Conheço três gerações de jogadores ganhadores de Angola, treinei a maior parte deles, naturalmente que tenho que ter opinião, o que não devo é antes de chegar mandar recados, porque isso seria uma prática condenável. Admito sem rebuço que o Olimpio é potencialmente um dos melhores jogadores do Mundo na posição 2, como Lutonda que tem 40 anos e o Carlos Almeida deveriam ter sido convocados para a selecção nacional. Está a ver que não fujo a nada, mas há momentos para tudo, e este é o momento para regressar e trabalhar no propósito de alcandorar o 1º de Agosto aos patamares cimeiros do basquetebol africano.
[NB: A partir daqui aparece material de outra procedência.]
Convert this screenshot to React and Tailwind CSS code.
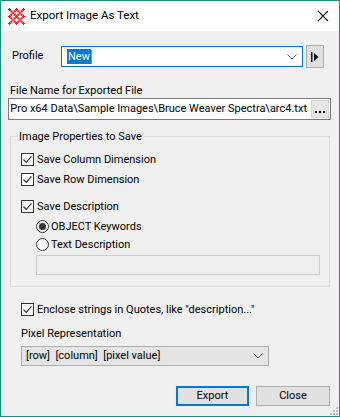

NJ- E a selecção de Angola? Pensa um dia voltar a sentar-se como timoneiro da selecção?

MP- Sou um profissional de basquetebol, já passei por muito sítio, por isso nunca ponho de lado a hipótese de novos desafios ou repetir situações vividas com sucesso. Neste momento tenho um contrato com a selecção portuguesa que termina em Setembro de 2012. A selecção de Angola tem um corpo técnico a trabalhar, por isso parece-me extemporânea a pergunta. “ O Caminho faz-se caminhando” como dizia o poeta espanhol António Machado.

NJ- Na minha opinião já devia ter sido dada a nacionalidade Angolana ao Mário Palma, não apenas pelas suas décadas em Angola, mas também por ter sido obreiro de grandes alegrias que Angola vem vindo a ter em termos desportivos há trinta anos. Que expectativa leva para uma Angola, diferente da que deixou em 2006?

MP- Gostava de ser cidadão angolano, e também partilho consigo a ideia que o mereço, mas isso não me cabe a mim resolver, ou melhor talvez venha a pedi-la, porque afinal sempre aqui vivi e o tempo que cá não vivi, vivia por aqui.
No meu regresso vou gostar de visitar o País todo sem constrangimentos de qualquer ordem. Ir por estrada a locais onde já não vou há mais de trinta e cinco anos e que me marcaram na minha juventude vivida numa Luanda crioula dos anos 50 e 60. Vai ser um complemento excelente do basquetebol e revigorante para mim que sempre quis ver este País em paz e a desenvolver-se como parece acontecer a um ritmo interessante.

NJ- Muito obrigado e felicidades no seu “Reviver o passado no 1º de Agosto”, e fica já aprazada nova conversa no fim da época para uma avaliação.